Why is Willpower Not Enough When It Comes to Addiction?

willpower and addiction

Most people believe that they can change or control the outcome of their lives if they have one enigmatic ability, the ability to use “Willpower”.

Willpower: the one that has the capacity to become either a boon or bane and may have often led us through the miseries of life unrelentingly. 

According to American Psychological Association, willpower can be defined as:

1. The ability to delay gratification, resisting short-term temptations in order to meet long-term goals.
2. The capacity to override an unwanted thought, feeling, or impulse.
3. The ability to employ a “cool” cognitive system of behavior rather than a “hot” emotional system.
4. Conscious, effortful regulation of the self by the self.
5. A limited resource capable of being depleted.
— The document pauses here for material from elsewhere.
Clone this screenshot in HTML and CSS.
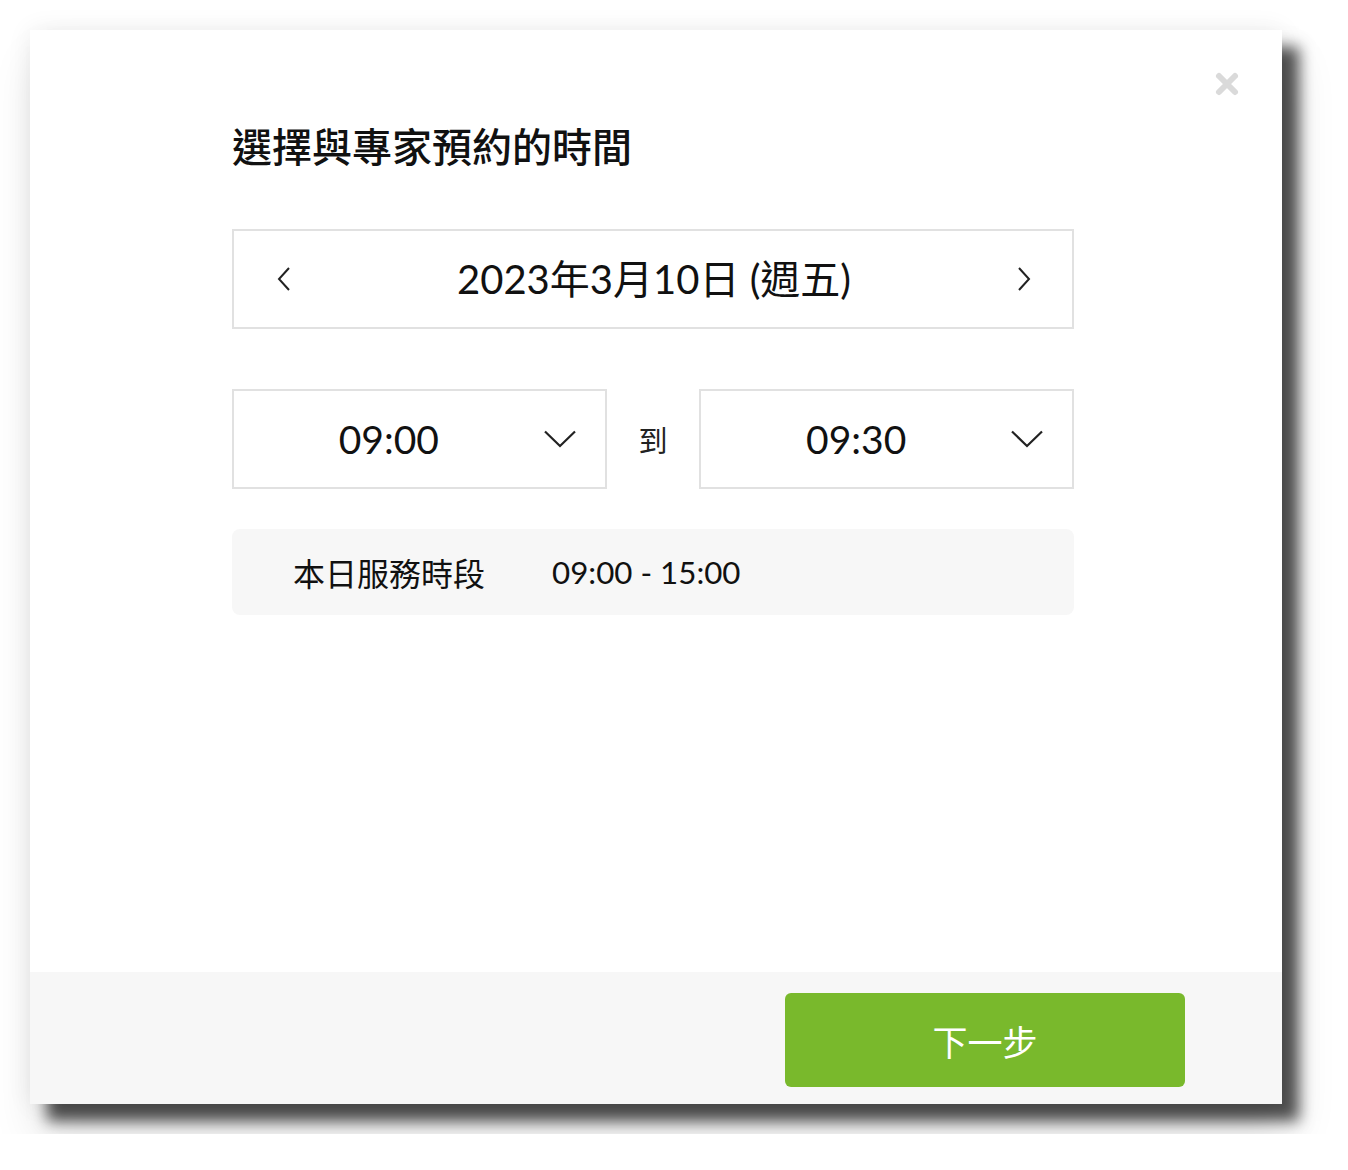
FILE: index.html
```html
<!DOCTYPE html>
<html lang="zh-Hant">
<head>
<meta charset="utf-8">
<title>選擇與專家預約的時間</title>
<link rel="stylesheet" href="styles.css">
</head>
<body>
<div class="modal">
  <button class="close" aria-label="close">
    <svg width="26" height="26" viewBox="0 0 26 26"><path d="M5 5 L21 21 M21 5 L5 21" stroke="#dadada" stroke-width="6" stroke-linecap="round" fill="none"/></svg>
  </button>
  <div class="main">
    <h1 class="title">選擇與專家預約的時間</h1>
    <div class="date-box">
      <span class="nav">
        <svg width="16" height="28" viewBox="0 0 16 28"><path d="M13 3 L3 14 L13 25" stroke="#222" stroke-width="2" fill="none"/></svg>
      </span>
      <span class="date">2023年3月10日 (週五)</span>
      <span class="nav">
        <svg width="16" height="28" viewBox="0 0 16 28"><path d="M3 3 L13 14 L3 25" stroke="#222" stroke-width="2" fill="none"/></svg>
      </span>
    </div>
    <div class="time-row">
      <div class="select">
        <span class="select-value">09:00</span>
        <svg class="caret" width="32" height="18" viewBox="0 0 32 18"><path d="M1 1.5 L16 16 L31 1.5" stroke="#222" stroke-width="2.2" fill="none"/></svg>
      </div>
      <span class="to">到</span>
      <div class="select">
        <span class="select-value">09:30</span>
        <svg class="caret" width="32" height="18" viewBox="0 0 32 18"><path d="M1 1.5 L16 16 L31 1.5" stroke="#222" stroke-width="2.2" fill="none"/></svg>
      </div>
    </div>
    <div class="info">
      <span class="info-label">本日服務時段</span>
      <span class="info-value">09:00 - 15:00</span>
    </div>
  </div>
  <div class="footer">
    <button class="next">下一步</button>
  </div>
</div>
</body>
</html>
```
FILE: styles.css
```css
* { box-sizing: border-box; }
html, body { margin: 0; padding: 0; background: #fff; }
body {
  padding: 30px;
  font-family: Lato, "Noto Sans CJK TC", sans-serif;
  color: #1a1a1a;
}
.modal {
  position: relative;
  width: 1252px;
  height: 1074px;
  background: #fff;
  display: flex;
  flex-direction: column;
  box-shadow: 17px 17px 14px rgba(0,0,0,0.68), 8px 30px 44px rgba(0,0,0,0.12), 0 0 24px rgba(0,0,0,0.07);
}
.close {
  position: absolute;
  top: 41px;
  right: 42px;
  width: 26px;
  height: 26px;
  padding: 0;
  border: 0;
  background: none;
  display: flex;
}
.main {
  flex: 1;
  padding: 88px 208px 0 202px;
}
.title {
  margin: 0;
  font-family: "Noto Sans CJK TC", sans-serif;
  font-size: 40px;
  line-height: 54px;
  font-weight: 500;
  color: #111;
}
.date-box {
  margin-top: 57px;
  height: 100px;
  border: 2px solid #e1e1e1;
  display: flex;
  align-items: center;
  padding: 0 40px 0 42px;
}
.nav { display: flex; width: 16px; }
.date {
  flex: 1;
  text-align: center;
  font-size: 40px;
  line-height: 1;
  color: #111;
}
.time-row {
  margin-top: 60px;
  display: flex;
  align-items: center;
}
.select {
  width: 375px;
  height: 100px;
  border: 2px solid #e1e1e1;
  display: flex;
  align-items: center;
  padding-right: 29px;
}
.select-value {
  flex: 1;
  text-align: center;
  font-size: 39px;
  color: #111;
}
.to {
  width: 93px;
  text-align: center;
  font-family: "Noto Sans CJK TC", sans-serif;
  font-size: 29px;
  color: #222;
}
.info {
  margin-top: 40px;
  height: 86px;
  background: #f7f7f7;
  border-radius: 8px;
  display: flex;
  align-items: center;
  padding-left: 61px;
  font-size: 32px;
  color: #111;
}
.info-label {
  font-family: "Noto Sans CJK TC", sans-serif;
  width: 259px;
}
.info-value { font-size: 31.3px; }
.footer {
  height: 132px;
  background: #f7f7f7;
  display: flex;
  justify-content: flex-end;
  align-items: flex-start;
  padding: 21px 97px 0 0;
}
.next {
  width: 400px;
  height: 94px;
  border: 0;
  border-radius: 6px;
  background: #79b92c;
  color: #fff;
  font-family: "Noto Sans CJK TC", sans-serif;
  font-size: 35px;
  padding: 0;
}
```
With more self-control we would all eat right, exercise regularly, sleep on time, avoid drugs and alcohol, save for retirement, stop procrastinating, and achieve all sorts of noble goals. The picture painted is pretty.

“But when it comes to the treatment of addiction why is willpower not enough to change the course of illness? Addiction is not a character flaw and is not caused by lack of willpower. “

Addiction is a physiologically and psychologically based illness with complex and multi-layered environmental triggers that affects the brain in such ways that it impairs mood, judgment, and problem-solving skills.  

Let’s think about it a little differently, imagine there is a person named Rahul. A fine young man with a stable job and family but he stresses over his work a little too much. On one sad day, Rahul gets heart attack and is rushed to hospital. He undergoes his treatment and is on bed rest in the hospital when suddenly his wife arrives and says,

“Have some willpower Rahul, will you? Make your mind stronger now, get out of the bed and get on with your job and responsibilities.”

She sounds a little bizarre, doesn’t she? 

The point here that needs to be understood from this little anecdote is that, addiction is just like any other disease. It is not caused by lack of willpower and hence, a person cannot stop drinking alcohol or abusing drugs with willpower alone. 

Like diabetes, cancer, and heart disease, addiction is caused by a combination of behavioral, psychological, environmental, and biological factors.

Genetic risk factors account for about half of the likelihood that an individual will develop addiction and when that happens, once the brain has been changed by addiction, that choice or willpower becomes impaired.

Therefore, a patient of addiction needs a comprehensive and thorough care program that includes therapies, 12-Step support, treatment for co-occurring mental health conditions, and holistic services designed to promote healing of the mind, body, and spirit.

Although lack of willpower and determination does not lead a person towards the disease of addiction but this does not mean that willpower altogether is irrelevant.

It can help the patient to walk in for his treatment for addiction and get himself admitted in an inclusive rehabilitation program, and once the groundwork of sobriety has been laid, willpower can help the patient to continue towards his restitution goals by staying as an active participant of the recovery program.

So, here the choice is yours whether you want to consciously use your willpower for your treatment and start with a life of sobriety, or just play with the idea that your willpower in itself will be enough to control your addiction.